Népal : Les syndicats pèsent pour un nouveau modèle

Publié le 06/10/2017

Le Népal est l’un des principaux pourvoyeurs de main-d’œuvre pour la construction des infrastructures dans les pays voisins. Le Gefont (Fédération générale des syndicats népalais ) se préoccupe de la situation de ces travailleurs migrants et plaide pour une économie locale inclusive et génératrice d’emplois.

Deux ans après le tremblement de terre qui a fait 9 000 morts, des milliers de blessés et détruit plus de 1,5 million d’habitations, le Népal peine à se relever. Les syndicats entendent pourtant tirer parti de la reconstruction du pays pour bâtir une meilleure économie locale en s’attaquant à l’un des défis majeurs auquel le Népal est confronté : sa dépendance croissante à l’égard de ses travailleurs migrants.
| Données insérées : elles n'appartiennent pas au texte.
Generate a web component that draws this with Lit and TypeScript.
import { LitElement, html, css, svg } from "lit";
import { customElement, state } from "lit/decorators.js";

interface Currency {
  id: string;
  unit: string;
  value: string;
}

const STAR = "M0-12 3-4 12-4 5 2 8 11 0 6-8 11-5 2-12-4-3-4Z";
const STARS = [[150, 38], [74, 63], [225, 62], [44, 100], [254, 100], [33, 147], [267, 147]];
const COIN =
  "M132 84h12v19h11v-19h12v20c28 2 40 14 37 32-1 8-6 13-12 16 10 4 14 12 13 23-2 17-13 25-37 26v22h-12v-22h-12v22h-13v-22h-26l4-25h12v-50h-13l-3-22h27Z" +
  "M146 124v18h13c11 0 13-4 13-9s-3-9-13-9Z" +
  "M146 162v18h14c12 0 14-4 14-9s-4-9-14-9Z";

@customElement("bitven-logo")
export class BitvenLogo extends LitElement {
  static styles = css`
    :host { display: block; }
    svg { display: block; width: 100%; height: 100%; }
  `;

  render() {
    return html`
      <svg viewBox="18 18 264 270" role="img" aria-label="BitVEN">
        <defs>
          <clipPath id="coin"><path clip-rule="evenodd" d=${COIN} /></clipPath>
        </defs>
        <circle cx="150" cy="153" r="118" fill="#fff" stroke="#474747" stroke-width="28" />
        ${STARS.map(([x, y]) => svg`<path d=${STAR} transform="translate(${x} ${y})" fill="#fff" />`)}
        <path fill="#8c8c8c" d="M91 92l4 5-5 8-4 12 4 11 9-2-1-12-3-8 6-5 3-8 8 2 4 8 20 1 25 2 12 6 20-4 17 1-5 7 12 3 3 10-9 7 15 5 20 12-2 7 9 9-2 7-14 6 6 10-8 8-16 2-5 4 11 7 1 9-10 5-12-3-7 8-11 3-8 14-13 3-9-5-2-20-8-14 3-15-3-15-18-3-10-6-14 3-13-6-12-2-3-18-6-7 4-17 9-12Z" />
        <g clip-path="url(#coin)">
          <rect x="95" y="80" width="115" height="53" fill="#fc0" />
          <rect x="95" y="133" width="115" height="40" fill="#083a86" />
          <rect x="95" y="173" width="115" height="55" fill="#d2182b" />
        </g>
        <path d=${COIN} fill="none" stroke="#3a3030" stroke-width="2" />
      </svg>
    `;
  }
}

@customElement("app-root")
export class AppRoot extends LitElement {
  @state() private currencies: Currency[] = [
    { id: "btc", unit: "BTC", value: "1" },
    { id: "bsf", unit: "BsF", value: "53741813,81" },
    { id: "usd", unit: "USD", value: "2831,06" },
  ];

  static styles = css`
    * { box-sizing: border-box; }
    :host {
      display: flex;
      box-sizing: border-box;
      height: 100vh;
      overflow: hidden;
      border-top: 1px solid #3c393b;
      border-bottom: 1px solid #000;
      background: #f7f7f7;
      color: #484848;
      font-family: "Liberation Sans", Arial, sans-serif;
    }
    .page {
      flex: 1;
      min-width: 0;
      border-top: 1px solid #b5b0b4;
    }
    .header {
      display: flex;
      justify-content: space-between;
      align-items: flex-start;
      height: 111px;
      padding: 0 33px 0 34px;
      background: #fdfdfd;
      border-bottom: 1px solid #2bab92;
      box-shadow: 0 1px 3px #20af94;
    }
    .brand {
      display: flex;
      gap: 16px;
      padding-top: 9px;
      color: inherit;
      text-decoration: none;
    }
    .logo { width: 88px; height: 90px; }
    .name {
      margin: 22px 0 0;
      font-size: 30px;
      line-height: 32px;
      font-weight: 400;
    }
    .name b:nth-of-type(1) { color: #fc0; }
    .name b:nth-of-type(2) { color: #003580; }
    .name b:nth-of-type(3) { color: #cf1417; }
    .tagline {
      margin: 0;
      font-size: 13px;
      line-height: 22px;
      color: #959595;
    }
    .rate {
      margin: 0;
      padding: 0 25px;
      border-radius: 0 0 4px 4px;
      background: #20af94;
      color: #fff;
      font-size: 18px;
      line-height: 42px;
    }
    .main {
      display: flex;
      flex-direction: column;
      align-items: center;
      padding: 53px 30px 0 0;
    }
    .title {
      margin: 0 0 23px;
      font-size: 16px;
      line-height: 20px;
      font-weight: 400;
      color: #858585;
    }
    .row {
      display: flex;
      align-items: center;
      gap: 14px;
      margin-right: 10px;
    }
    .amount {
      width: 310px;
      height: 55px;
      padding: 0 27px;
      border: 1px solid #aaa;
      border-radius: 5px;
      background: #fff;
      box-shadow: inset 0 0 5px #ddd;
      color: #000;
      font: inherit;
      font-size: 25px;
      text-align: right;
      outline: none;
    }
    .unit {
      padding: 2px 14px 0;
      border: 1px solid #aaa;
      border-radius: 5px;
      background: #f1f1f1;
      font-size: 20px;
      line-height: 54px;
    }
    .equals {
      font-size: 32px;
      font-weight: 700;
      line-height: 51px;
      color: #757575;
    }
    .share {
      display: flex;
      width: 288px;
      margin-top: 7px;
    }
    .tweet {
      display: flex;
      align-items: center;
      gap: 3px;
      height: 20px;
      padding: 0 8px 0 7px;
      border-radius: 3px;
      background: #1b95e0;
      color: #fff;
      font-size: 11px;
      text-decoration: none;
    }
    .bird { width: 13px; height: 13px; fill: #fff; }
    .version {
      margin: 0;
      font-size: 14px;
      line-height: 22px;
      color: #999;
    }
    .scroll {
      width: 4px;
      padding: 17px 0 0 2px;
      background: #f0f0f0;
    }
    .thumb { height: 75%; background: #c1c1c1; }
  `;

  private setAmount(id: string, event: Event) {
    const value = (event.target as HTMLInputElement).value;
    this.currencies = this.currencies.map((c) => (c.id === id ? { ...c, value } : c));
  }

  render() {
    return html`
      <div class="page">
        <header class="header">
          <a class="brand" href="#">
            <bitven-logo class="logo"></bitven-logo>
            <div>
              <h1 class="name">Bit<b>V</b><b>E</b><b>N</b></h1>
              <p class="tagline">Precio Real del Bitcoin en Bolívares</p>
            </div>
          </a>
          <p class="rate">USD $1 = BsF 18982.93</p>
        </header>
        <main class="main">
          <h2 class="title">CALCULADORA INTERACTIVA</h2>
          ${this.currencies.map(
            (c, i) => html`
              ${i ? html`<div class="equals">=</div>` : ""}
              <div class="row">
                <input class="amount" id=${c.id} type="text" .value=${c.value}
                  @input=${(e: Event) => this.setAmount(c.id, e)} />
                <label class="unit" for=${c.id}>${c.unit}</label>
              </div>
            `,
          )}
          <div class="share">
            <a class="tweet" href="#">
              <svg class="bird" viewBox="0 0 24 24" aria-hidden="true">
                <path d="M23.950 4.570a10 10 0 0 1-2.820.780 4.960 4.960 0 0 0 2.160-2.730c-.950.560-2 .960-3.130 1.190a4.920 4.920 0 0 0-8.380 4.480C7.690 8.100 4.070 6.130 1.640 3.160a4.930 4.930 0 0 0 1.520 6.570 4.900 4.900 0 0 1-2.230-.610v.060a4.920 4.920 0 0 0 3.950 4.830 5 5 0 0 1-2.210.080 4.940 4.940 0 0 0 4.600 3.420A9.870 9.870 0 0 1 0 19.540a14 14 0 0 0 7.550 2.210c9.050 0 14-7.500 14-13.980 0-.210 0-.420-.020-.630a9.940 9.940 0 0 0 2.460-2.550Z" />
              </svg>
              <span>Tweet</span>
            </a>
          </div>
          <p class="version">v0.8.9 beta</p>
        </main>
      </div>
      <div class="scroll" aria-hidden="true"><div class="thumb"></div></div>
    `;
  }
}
« Depuis des années, le Népal est l’un des principaux pays fournisseurs de main-d’œuvre pour la construction des infrastructures dans les pays voisins – Inde et Qatar en tête. À tel point que les fonds envoyés par ces migrants représentent aujourd’hui entre 23 et 28 % du PIB annuel. Malheureusement, ces capitaux sont principalement utilisés pour couvrir les besoins de première nécessité ou rembourser des dettes contractées par les familles. Ils ne permettent pas d’investir dans des secteurs clés pour le développement économique du pays, alors que cela permettrait de briser ce cycle de dépendance migratoire et de mettre fin aux violations massives des droits les plus fondamentaux, dont sont victimes ces migrants », explique Bishnu Rimal, président de la Fédération générale des syndicats népalais (Gefont).
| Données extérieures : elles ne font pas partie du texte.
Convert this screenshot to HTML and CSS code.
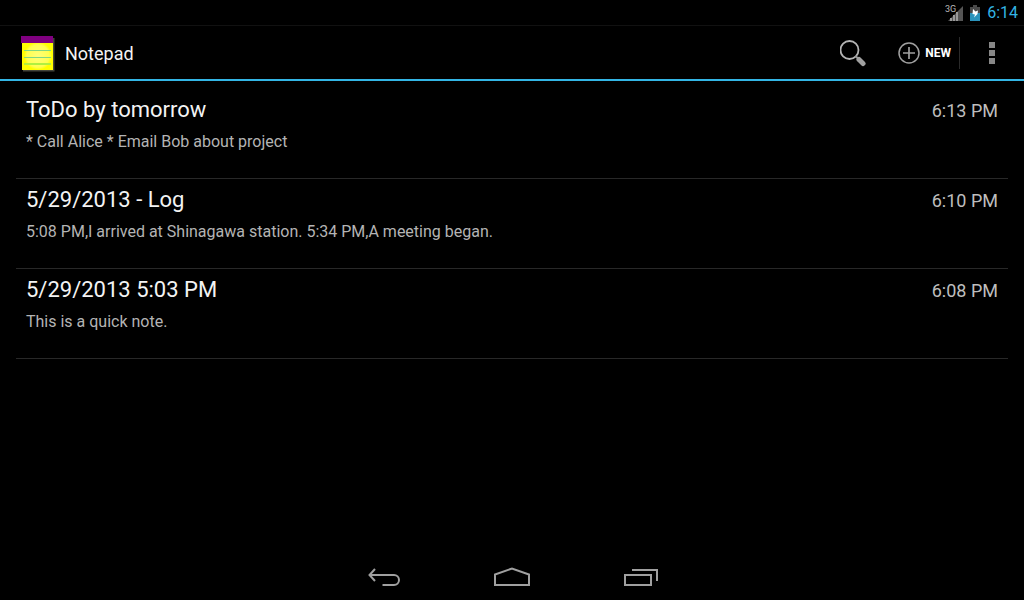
FILE: index.html
```html
<!DOCTYPE html>
<html lang="en">
<head>
    <meta charset="UTF-8">
    <meta name="viewport" content="width=device-width, initial-scale=1.0">
    <title>Notepad</title>
    <link rel="stylesheet" href="styles.css">
</head>
<body>
    <div class="status-bar">
        <svg class="signal" width="20" height="18" viewBox="0 0 20 18" aria-hidden="true">
            <path d="M18 2V17H3Z" fill="#555"/>
            <path d="M6 17v-3M9 17v-6M12 17v-9" stroke="#999" stroke-width="2"/>
            <path d="M0 0h10v9H0z" fill="#000"/>
            <text x="0" y="8" class="signal-label">3G</text>
        </svg>
        <svg class="battery" width="10" height="16" viewBox="0 0 10 16" aria-hidden="true">
            <path d="M3 0h4v2h3v14H0V2h3z" fill="#4a4a4a"/>
            <path d="M0 8h10v8H0z" fill="#2b93bb"/>
            <path d="M3 4l2.500 2.500L8 5.500 7.500 9 4 12.500 5 9.500 2.500 9z" fill="#fff"/>
        </svg>
        <span class="clock">6:14</span>
    </div>

    <header class="action-bar">
        <svg class="app-icon" width="34" height="38" viewBox="0 -2 34 38" aria-hidden="true">
            <defs>
                <radialGradient id="paper">
                    <stop offset="0" stop-color="#ffff78"/>
                    <stop offset="0.8" stop-color="#ffff50"/>
                    <stop offset="1" stop-color="#ffff00"/>
                </radialGradient>
            </defs>
            <path d="M2 2h31.500v33.500H2z" fill="#44443a"/>
            <path d="M1 6h31v28H1z" fill="#ff0"/>
            <circle cx="17" cy="20" r="14" fill="url(#paper)"/>
            <path d="M0 0h32v7H0z" fill="#800080"/>
            <path d="M3 14.500h27M3 21.500h27" stroke="#80d880"/>
            <path d="M3 28h27" stroke="#b0f040" stroke-width="2"/>
        </svg>
        <h1>Notepad</h1>
        <button class="search" aria-label="Search">
            <svg width="28" height="28" viewBox="0 -1 28 28">
                <circle cx="9.500" cy="10" r="9" fill="none" stroke="#b4b4b4" stroke-width="1.800"/>
                <path d="M15.500 16l3 3" stroke="#999" stroke-width="2"/>
                <path d="M19 19.500l4 4" stroke="#a0a0a0" stroke-width="5" stroke-linecap="round"/>
            </svg>
        </button>
        <button class="new">
            <svg width="22" height="22" viewBox="0 0 22 22" fill="none" stroke="#a0a0a0">
                <circle cx="11" cy="11" r="10" stroke-width="1.500"/>
                <path d="M5 11h12M11 5v12" stroke-width="1.700"/>
            </svg>
            NEW
        </button>
        <button class="more" aria-label="More options">
            <svg width="6" height="22" viewBox="0 0 6 22" fill="#878787">
                <path d="M0 0h6v6H0zM0 8h6v6H0zM0 16h6v6H0z"/>
            </svg>
        </button>
    </header>

    <main>
        <ul class="notes">
            <li class="note">
                <h2>ToDo by tomorrow</h2>
                <time>6:13 PM</time>
                <p>* Call Alice * Email Bob about project</p>
            </li>
            <li class="note">
                <h2>5/29/2013 - Log</h2>
                <time>6:10 PM</time>
                <p>5:08 PM,I arrived at Shinagawa station. 5:34 PM,A meeting began.</p>
            </li>
            <li class="note">
                <h2>5/29/2013 5:03 PM</h2>
                <time>6:08 PM</time>
                <p>This is a quick note.</p>
            </li>
        </ul>
    </main>

    <nav class="nav-bar">
        <button aria-label="Back">
            <svg width="36" height="20" viewBox="0 0 36 20" fill="none" stroke="#a0a0a0" stroke-width="2">
                <path d="M9 2L3.500 8L9 14M3 8h25a5 5 0 0 1 0 10H16.500"/>
            </svg>
        </button>
        <button aria-label="Home">
            <svg width="36" height="20" viewBox="0 0 36 20" fill="none" stroke="#a0a0a0" stroke-width="2">
                <path d="M1 18V7.500L18 1.500l17 6V18z"/>
            </svg>
        </button>
        <button aria-label="Recent apps">
            <svg width="36" height="20" viewBox="0 0 36 20" fill="none" stroke="#a0a0a0" stroke-width="2">
                <path d="M3 8h26v10H3zM10 3h25v11"/>
            </svg>
        </button>
    </nav>
</body>
</html>
```
FILE: styles.css
```css
* {
    box-sizing: border-box;
}
body {
    display: flex;
    flex-direction: column;
    min-height: 100vh;
    margin: 0;
    background-color: #000;
    color: #f3f3f3;
    font-family: Roboto, sans-serif;
}
h1, h2, p, ul {
    margin: 0;
    padding: 0;
    font-weight: normal;
}
button {
    display: flex;
    align-items: center;
    justify-content: center;
    padding: 0;
    border: 0;
    background: none;
    color: #fff;
    font: bold 12px Roboto, sans-serif;
}

/* status bar */
.status-bar {
    display: flex;
    align-items: center;
    justify-content: flex-end;
    height: 26px;
    padding-right: 6px;
    border-bottom: 1px solid #111;
}
.signal {
    margin-right: 5px;
}
.signal-label {
    fill: #b8b8b8;
    font-size: 9px;
}
.battery {
    margin-right: 7px;
}
.clock {
    color: #33b5e5;
    font-size: 16px;
}

/* action bar */
.action-bar {
    display: flex;
    align-items: center;
    height: 55px;
    padding: 1px 0 0 21px;
    border-bottom: 2px solid #33b5e5;
}
.app-icon {
    margin-right: 10px;
}
.action-bar h1 {
    flex: 1;
    font-size: 18px;
}
.search {
    width: 56px;
    height: 52px;
}
.new {
    gap: 5px;
    height: 32px;
    padding: 0 8px 0 16px;
    border-right: 1px solid #2a2a2a;
}
.more {
    width: 64px;
    height: 52px;
}

/* note list */
main {
    flex: 1;
    padding: 8px 16px;
}
.notes {
    list-style: none;
}
.note {
    display: grid;
    grid-template-columns: 1fr auto;
    align-items: baseline;
    align-content: start;
    row-gap: 5px;
    min-height: 90px;
    padding: 6px 10px;
    border-bottom: 1px solid #282828;
}
.note h2 {
    font-size: 22px;
    line-height: 30px;
}
.note time {
    color: #bebebe;
    font-size: 18px;
}
.note p {
    grid-column: 1 / 3;
    color: #b4b4b4;
    font-size: 16px;
    line-height: 24px;
}

/* navigation bar */
.nav-bar {
    display: flex;
    align-items: center;
    justify-content: center;
    height: 48px;
    padding-top: 2px;
}
.nav-bar button {
    width: 128px;
    height: 46px;
}
```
La médiatisation de centaines de travailleurs népalais de la construction ayant perdu la vie sur les chantiers du Mondial 2022, au Qatar, n’aura pas échappé à l’opinion publique. Mais malgré les alertes et la pression syndicale internationale, les abus persistent : non-paiement des salaires, violences physiques et confiscation des passeports sont le lot quotidien de ces centaines de milliers d’ouvriers avec lesquels les syndicats népalais ne peuvent entrer en contact directement. Ce qui oblige ces militants à se battre sur plusieurs fronts.

 Le sort des travailleurs migrants

Depuis 2014, les trois principaux syndicats du pays collaborent à un projet pilote relatif au sort des travailleurs migrants. Le projet – inclus dans la campagne mondiale pour des conditions de travail décentes au Qatar, menée conjointement par la Confédération syndicale internationale et l’Internationale des travailleurs du bâtiment et du bois (IBB) – entend « déterminer de quelle façon les migrants s’organisent au Qatar grâce à des groupes de soutien locaux qui remontent régulièrement les informations, explique Bishnu Rimal. Un autre objectif est de mieux comprendre le processus de migration qui s’exerce depuis le Népal, notamment par les multinationales du secteur de la construction, pour mieux agir sur le territoire ». Car c’est bien au Népal que le syndicat Gefont entend concentrer ses forces.

Dans ce pays où le taux de chômage atteint 50% et où le taux d’alphabétisation n’excède pas 30% dans certaines régions (souvent les plus pourvoyeuses de travailleurs migrants), la mise en place de nouvelles politiques nationales et locales davantage recentrées sur les besoins de main-d’œuvre est une priorité. Cela permettrait de créer de nouveaux rôles pour les migrants de retour. « Les migrants qui reviennent au pays peuvent constituer une source précieuse de main-d’œuvre qualifiée dont nous ne bénéficions pas actuellement. Mais cela ne sera possible que si nous sommes parallèlement capables de construire des économies inclusives et génératrices d’emplois afin que la migration devienne un choix et non plus une contrainte économique. »

Les changements politiques récents (avec l’adoption d’une nouvelle Constitution et la tenue d’élections locales dans tout le pays – les premières depuis vingt ans) ont redonné un semblant de stabilité politique à un pays qui en avait cruellement besoin.

« Ce sont des avancées que nous attendions depuis longtemps et qui doivent maintenant se traduire dans les actes en faveur des travailleurs népalais », insiste le président de Gefont. Pour le Népal, où depuis trop longtemps défis économiques, instabilité politique et catastrophes naturelles marquent la vie quotidienne, la possibilité d’opérer une transition économique majeure est une occasion à ne pas manquer. Mais pour que ce changement se concrétise, cela implique que le pays tout entier, avec les syndicats, choisisse de placer les besoins des travailleurs en première ligne.